Fortunately, efforts are now under way to help restore prairie ecosystems like the one you see before you. These efforts include seeding native plant species and controlling invasive plants, as well as some prescribed fires. During your tour, keep an eye out for signs of prairie stewardship.

Go further. Want to know more or get involved in prairie restoration on San Juan sland? Check out the Prairies and Grasslands page of the San Juan Island National Historical Park website or the Prairie Stewardship guide (PDF).

2) Continue until you reach Alaska Packer’s Rock

After you’ve taken in the view of the open prairie, continue on down the trail until you come to the place where the Salmon Banks frontage road ends. There, you’ll find a large rock known as Alaska Packer’s Rock. (The rock is named after the Alaska Fish Packing Company, which used to have an operation in this area.)

Camas typically grows on prairies in dry climates.

Camas typically grows on prairies in dry climates. Its bulbs were dug up by native peoples and baked or roasted for food.
Photo: Tom Brandt, “Camus Flower,” CC-BY-2.0 via Flickr

Questions to ask yourself or your travel companions:

  • What do you notice about this rock?
  • How do you think this rock got here?

Insights. For millions of years, the Pacific plate has been sliding beneath the North American plate. Some of the denser pieces of continent that were riding on top of the Pacific plate have been scraped off and welded to the edges of the North American plate, growing the continent to the west. Packer’s Rock is one example of bedrock that originated this way, accreting onto the edge of the North American plate.

Much more recently—within the past 1 million years—San Juan Island and much of the Salish Sea region underwent a period of glaciation. A glacier as much as 1 mile thick covered the area where you now stand. Bedrock is the only thing that kept this glacier from completely carving out the San Juan Islands, especially the southeastern leg of San Juan Island.  

Hung up on the bedrock, the glacier did, however, drop layers upon layers of gravel as it melted and re-advanced and melted and re-advanced. This gravel doesn’t hold water particularly well and creates an unstable substrate for holding trees against heavy winds. Unstable substrate, coupled with the rain shadow created by the Olympic Mountains, created a perfect environment for prairie plants, including camas, and discouraged forests from developing.

Go further. To learn more about Puget Sound during periods of glacier takeover, visit the Department of Ecology’s Puget Sound Shorelines page.

3) Look at the surrounding land

Now that you’ve spent some time examining and thinking about Packer’s Rock, climb up on it to take a look back toward the prairie.

Julie discusses the forces that shaped and continue to shape the area.

Julie’s last tour in 2014: Walking tour attendees perch on Packer’s Rock as she discusses the forces that shaped and continue to shape the area.
Photo: Gary Tarleton, NPS Interpretive Park Ranger/Photographer

Questions to ask yourself or your travel companions:

  • What might the landscape have looked like 10,000 years ago?
  • Notice the three clusters of bushes. Why do you think these clusters are there? What might have caused them?

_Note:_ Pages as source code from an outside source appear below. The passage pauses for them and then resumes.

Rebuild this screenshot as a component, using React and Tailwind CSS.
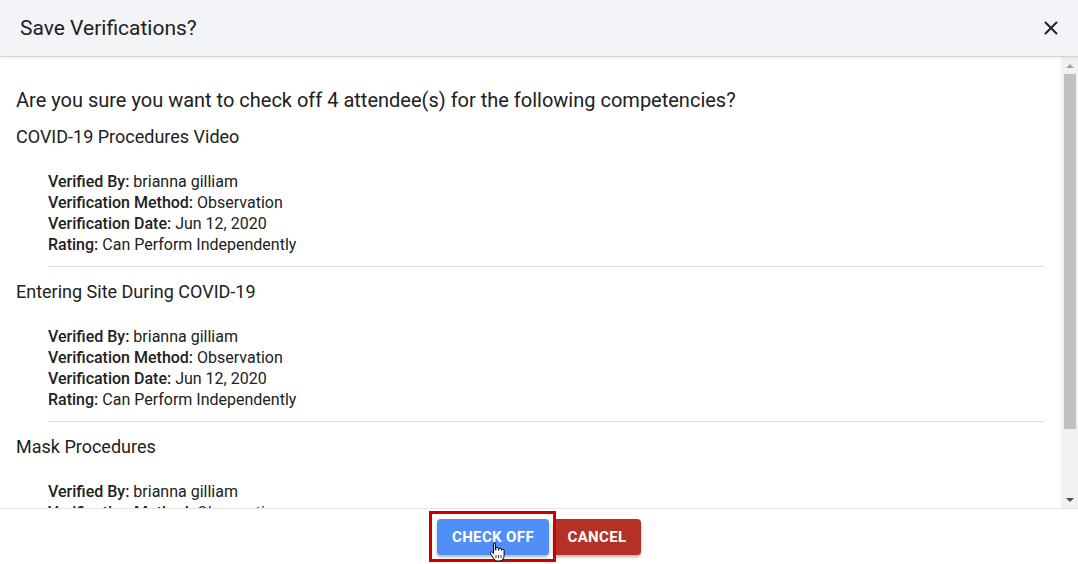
import React from 'react';
import { X } from 'lucide-react';

const competencies = [
  'COVID-19 Procedures Video',
  'Entering Site During COVID-19',
  'Mask Procedures',
];

const Detail = ({ label, value }) => (
  <div className="whitespace-nowrap">
    <span className="font-medium">{label}:</span> {value}
  </div>
);

const Section = ({ title, last }) => (
  <div>
    <div className="h-6 text-[18px] leading-6">{title}</div>
    <div className="mt-[22px] pl-8 text-[16px] leading-[21px]">
      <Detail label="Verified By" value="brianna gilliam" />
      <Detail label="Verification Method" value="Observation" />
      <Detail label="Verification Date" value="Jun 12, 2020" />
      <Detail label="Rating" value="Can Perform Independently" />
    </div>
    {!last && <div className="ml-8 mt-[11px] mb-[13px] h-px bg-[#dedede]" />}
  </div>
);

export default function App() {
  return (
    <div
      className="w-[1078px] h-[564px] flex flex-col bg-white text-[#212121] overflow-hidden"
      style={{ fontFamily: 'Roboto, "Liberation Sans", sans-serif' }}
    >
      {/* Header */}
      <div className="h-[57px] shrink-0 flex items-center justify-between pl-5 pr-4 bg-[#f3f4f8] border-b border-[#d4d4d4] shadow-[0_2px_3px_rgba(0,0,0,0.06)] relative z-10">
        <h2 className="text-[21px] leading-6">Save Verifications?</h2>
        <X size={22} strokeWidth={2.2} className="text-[#222]" />
      </div>

      {/* Body */}
      <div className="flex-1 min-h-0 flex">
        <div className="flex-1 overflow-hidden pl-4 pr-4 pt-[31px]">
          <p className="text-[20px] leading-6 mb-[13px] whitespace-nowrap">
            Are you sure you want to check off 4 attendee(s) for the following competencies?
          </p>
          {competencies.map((c, i) => (
            <Section key={c} title={c} last={i === competencies.length - 1} />
          ))}
        </div>

        {/* scrollbar */}
        <div className="w-[17px] shrink-0 bg-[#f1f1f1] flex flex-col items-center">
          <div className="h-[17px] w-full flex items-center justify-center">
            <div className="w-0 h-0 border-l-[4px] border-r-[4px] border-b-[4px] border-l-transparent border-r-transparent border-b-[#a3a3a3]" />
          </div>
          <div className="w-[12px] h-[355px] bg-[#c1c1c1]" />
          <div className="flex-1" />
          <div className="h-[17px] w-full flex items-center justify-center">
            <div className="w-0 h-0 border-l-[4px] border-r-[4px] border-t-[4px] border-l-transparent border-r-transparent border-t-[#505050]" />
          </div>
        </div>
      </div>

      {/* Footer */}
      <div className="h-[56px] shrink-0 border-t border-[#e4e4e4] flex items-center justify-center pt-px">
        <div className="relative flex items-center gap-1">
          <button className="h-9 w-[112px] rounded bg-[#4f8ff7] text-white text-[15px] font-bold tracking-wide shadow-[0_2px_3px_rgba(0,0,0,0.3)]">
            CHECK OFF
          </button>
          <button className="h-9 w-[88px] rounded bg-[#b53127] text-white text-[15px] font-bold tracking-wide shadow-[0_2px_3px_rgba(0,0,0,0.3)]">
            CANCEL
          </button>
          {/* highlight box */}
          <div className="absolute -left-2 -top-2 w-[127px] h-[51px] border-[3px] border-[#cc0000]" />
          <svg
            className="absolute left-[52px] top-[22px]"
            width="16"
            height="21"
            viewBox="0 0 16 21"
          >
            <path
              d="M5 1.5c.8 0 1.4.6 1.4 1.4V9h.4V7.6c0-.8.6-1.3 1.3-1.3s1.3.6 1.3 1.3V9.2h.4V8.4c0-.8.6-1.3 1.3-1.3s1.3.6 1.3 1.3v1h.3c0-.7.6-1.2 1.2-1.2.7 0 1.2.6 1.2 1.3v4.8c0 2.8-1.6 5.7-4.6 5.7H8.7c-1.8 0-2.9-.9-3.9-2.4L1.7 13c-.5-.7-.3-1.5.3-1.9.6-.4 1.4-.2 1.8.4l.8 1.2V2.9c0-.8.6-1.4 1.4-1.4z"
              fill="white"
              stroke="black"
              strokeWidth="1"
              strokeLinejoin="round"
            />
            <path d="M7 14v3M9.5 14v3M12 14v3" stroke="black" strokeWidth="0.8" />
          </svg>
        </div>
      </div>
    </div>
  );
}
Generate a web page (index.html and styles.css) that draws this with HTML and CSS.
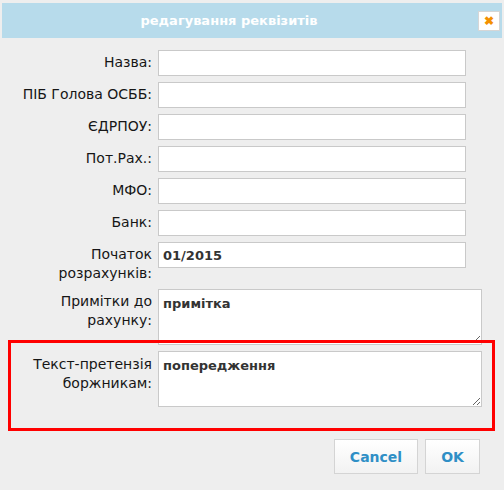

Insights. You might wonder if the three clusters of bushes are plants that have encroached on the prairie in the years since native peoples were regularly burning the fields, but in fact, these bushes are evidence of something going on below the surface of the landscape. 

Water that hits the land here seeps through the gravel left behind by the glaciers. As noted above, this gravel doesn’t hold the moisture very well, which means the water keeps moving downward until it hits a layer of clay many feet below the surface. Unable to readily penetrate the clay layer, water travels along the top of that clay and emerges at the cliffs, where it helps nurture the bushes that need more water than the surrounding prairie. 

There is no river in this area, so the fresh water generated by these springs made this area additionally attractive to native peoples. During the last part of this tour, we’ll think more about how else this area of the island met the subsistence needs of native peoples. 

4) Walk down to the shore

From Packer’s Rock, continue the short distance down to the water. The mountains you’re facing are the Olympics and the water before you is the Strait of Juan de Fuca, which also runs between Vancouver Island and the Olympic Peninsula of Washington. 

Visitors can look across the Strait of Juan de Fuca and see the Olympic Peninsula.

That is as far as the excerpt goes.